On Sunday night, during suspenseful and superb finale, Rust Cohle (Matthew McConaughey) and Marty Hart (Woody Harrelson) closed a psycho serial killer, making it rather more about emotional than intellectual probing.
As one fan tweeted shortly after the show was over, he “Didn’t expect to cry at the end of ‘True Detective.'”
In its last episode of the first season, “True Detective” “served both aspects of its personality — the mystery of Dora Lange’s murder and the lives of Rustin Cohle and Martin Hart — without ever betraying the series’ soul,” reports MTV.
“The Yellow King, the Man with the Scars, Carcosa, the Tuttles, Reggie Ledoux, Marie Fontenot and every other string on the cork board pushed the story forward for eight hours, but in the end, the ultimate, most satisfying conclusion amounted to nothing more than two men having a conversation in the parking lot of a hospital,” the publication adds.

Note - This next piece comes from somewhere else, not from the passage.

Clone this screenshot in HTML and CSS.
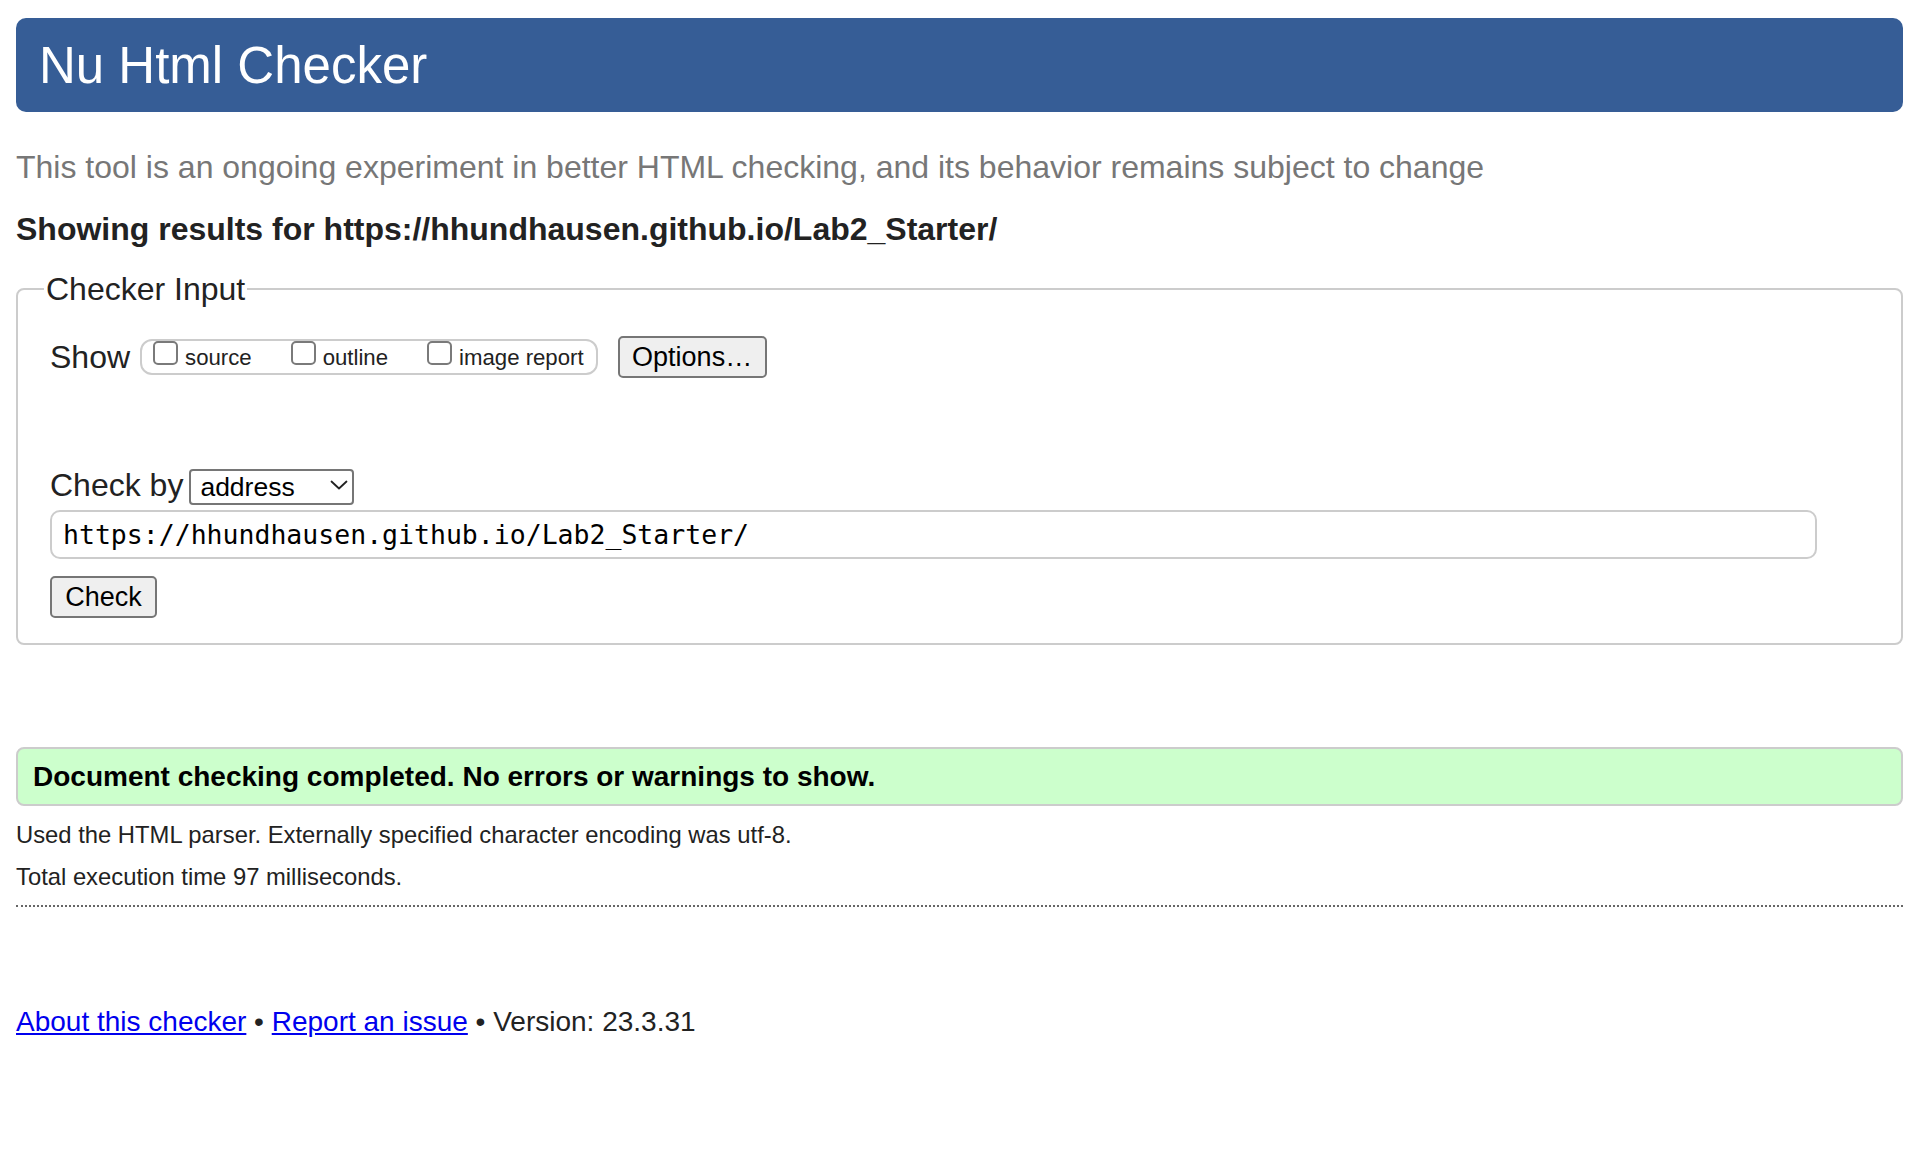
FILE: index.html
```html
<!DOCTYPE html>
<html lang="en">
<head>
<meta charset="utf-8">
<title>Nu Html Checker</title>
<link rel="stylesheet" href="styles.css">
</head>
<body>
<h1 class="banner">Nu Html Checker</h1>
<p class="lede">This tool is an ongoing experiment in better HTML checking, and its behavior remains subject to change</p>
<p class="results-for">Showing results for https://hhundhausen.github.io/Lab2_Starter/</p>
<form class="checker-form">
  <fieldset class="checker">
    <legend class="checker-legend">Checker Input</legend>
    <div class="show-row">
      <span class="row-label">Show</span>
      <span class="show-group"><label class="opt"><input type="checkbox" class="box"><span>source</span></label><label class="opt"><input type="checkbox" class="box"><span>outline</span></label><label class="opt"><input type="checkbox" class="box"><span>image report</span></label></span>
      <button type="button" class="btn btn-options">Options…</button>
    </div>
    <div class="checkby-row">
      <label class="row-label">Check by</label>
      <span class="select-wrap">
        <select class="select"><option>address</option></select>
        <svg class="chev" width="18" height="10" viewBox="0 0 18 10"><path d="M1.5 1.5 L9 8.5 L16.5 1.5" fill="none" stroke="#222" stroke-width="1.8" stroke-linecap="round" stroke-linejoin="round"/></svg>
      </span>
    </div>
    <input class="url" type="text" value="https://hhundhausen.github.io/Lab2_Starter/">
    <div class="check-row"><button type="button" class="btn btn-check">Check</button></div>
  </fieldset>
</form>
<p class="success">Document checking completed. No errors or warnings to show.</p>
<p class="details first">Used the HTML parser. Externally specified character encoding was utf-8.</p>
<p class="details">Total execution time 97 milliseconds.</p>
<hr class="rule">
<p class="footer"><a href="#">About this checker</a> • <a href="#">Report an issue</a> • Version: 23.3.31</p>
</body>
</html>
```
FILE: styles.css
```css
html { background: #fff; }
body {
  margin: 0;
  padding: 18px 21px 0 16px;
  font-family: "Liberation Sans", Arial, Helvetica, sans-serif;
  font-size: 32px;
  color: #222;
}
.banner {
  margin: 0;
  height: 94px;
  box-sizing: border-box;
  padding: 0 0 0 23px;
  display: flex;
  align-items: center;
  background: #365d96;
  color: #fff;
  font-size: 51px;
  font-weight: normal;
  line-height: 1;
  border-radius: 10px;
}
.lede {
  margin: 35px 0 0;
  line-height: 40px;
  color: #777;
}
.results-for {
  margin: 22px 0 0;
  line-height: 40px;
  font-weight: bold;
}
.checker-form { margin: 20px 0 0; }
.checker {
  margin: 0;
  padding: 0 32px 25px;
  border: 2px solid #ccc;
  border-radius: 8px;
  min-width: 0;
}
.checker-legend {
  line-height: 40px;
  padding: 0 2px;
  margin-left: -6px;
}
.show-row {
  margin-top: 27px;
  display: flex;
  align-items: center;
  height: 42px;
}
.row-label { line-height: 40px; }
.show-group {
  margin-left: 10px;
  height: 36px;
  box-sizing: border-box;
  border: 2px solid #ccc;
  border-radius: 12px;
  padding: 0 12px 0 11px;
  display: flex;
  align-items: center;
  gap: 39px;
  font-size: 22.2px;
  line-height: 32px;
  white-space: nowrap;
}
.opt { display: block; }
.box {
  -webkit-appearance: none;
  appearance: none;
  display: inline-block;
  vertical-align: -1px;
  width: 25px;
  height: 24px;
  margin: 0 7px 0 0;
  box-sizing: border-box;
  border: 2px solid #7a7a7a;
  border-radius: 5px;
  background: #fff;
}
.opt span { position: relative; top: 1px; }
.btn {
  font-family: "Liberation Sans", Arial, Helvetica, sans-serif;
  font-size: 27px;
  color: #000;
  background: #efefef;
  border: 2px solid #767676;
  border-radius: 5px;
  padding: 0;
  height: 42px;
  box-sizing: border-box;
}
.btn-options { margin-left: 20px; width: 149px; }
.checkby-row {
  margin-top: 89px;
  display: flex;
  align-items: center;
  height: 36px;
}
.select-wrap {
  position: relative;
  margin-left: 6px;
  display: block;
  height: 36px;
}
.select {
  -webkit-appearance: none;
  appearance: none;
  width: 165px;
  height: 36px;
  box-sizing: border-box;
  border: 2px solid #767676;
  border-radius: 4px;
  background: #fff;
  color: #000;
  font-family: "Liberation Sans", Arial, Helvetica, sans-serif;
  font-size: 26.5px;
  padding: 0 0 0 9px;
}
.chev {
  position: absolute;
  right: 6px;
  top: 13px;
  pointer-events: none;
}
.url {
  display: block;
  margin-top: 7px;
  width: 1767px;
  height: 49px;
  box-sizing: border-box;
  border: 2px solid #ccc;
  border-radius: 10px;
  padding: 0 0 0 11px;
  font-family: "DejaVu Sans Mono", "Liberation Mono", monospace;
  font-size: 26.5px;
  color: #000;
  background: #fff;
}
.check-row { margin-top: 17px; }
.btn-check { width: 107px; display: block; }
.success {
  margin: 102px 0 0;
  height: 59px;
  box-sizing: border-box;
  border: 2px solid #ccc;
  border-radius: 8px;
  background: #ccffcc;
  padding: 0 0 0 15px;
  display: flex;
  align-items: center;
  font-size: 28px;
  font-weight: bold;
  color: #000;
}
.details {
  margin: 8px 0 0;
  font-size: 23.8px;
  line-height: 34px;
}
.details.first { margin-top: 12px; }
.rule {
  margin: 11px 0 0;
  height: 0;
  border: 0;
  border-top: 2px dotted #666;
}
.footer {
  margin: 95px 0 0;
  font-size: 28px;
  line-height: 40px;
}
.footer a { color: #0000ee; text-decoration: underline; }
```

The answer to the central mystery of this season appeared to be simple enough, even by the standards of a police procedural.
Rust and Marty have finally got their man – Errol William Childress, who’s son of Billy Lee Childress. They tracked him down deep in bayou country, and captured him in his house. In one room of it was a dead elderly man tied to a bed with his mouth sewn shut.
Both main characters survived the ordeal, though Rust faced a short term coma. Later viewers learned that the police linked Childress to dozens of missing persons cases including the Dora Lange murder.
However, Rust wasn’t fully satisfied as any alleged connections to Senator Tuttle’s family have been “discredited.” “We didn’t get them all,” Rust says from his hospital bed. “But we got ours,” Marty replies.
“For such a thoroughgoing downer, “True Detective” has nonetheless moved both fans and detractors online to respond with humor. Something about it just makes us want to laugh. A tattoo on a murder victim looked a lot like the Time Warner Cable symbol. (Could the show tell us something about the Comcast merger?)” New Yorker concluded.
“Someone pointed out that McConaughey and Harrelson’s previous appearances together onscreen were evidence that, just as Rust claims, “time is a flat circle,” dooming us to repeat ourselves. Last month, people started making “True Detective” Valentine’s Day cards,” the publication added.
MTV wrote of the season: “It’s hard to imagine that HBO won’t approve of whatever second season Nic Pizzolatto is currently writing, but while the future of “True Detective” is uncertain for the time being, maybe that’s for the best.”
“Maybe it will give everyone the opportunity to think about what we’ve spent eight hours watching. In its first series, “True Detective” was something unique even in what is, in all honesty, a golden age of television. It was pitch black, philosophical, unabashedly entertaining, thoughtful and ultimately hopeful and human storytelling that trusted its audience’s intelligence and their capacity to be challenged.”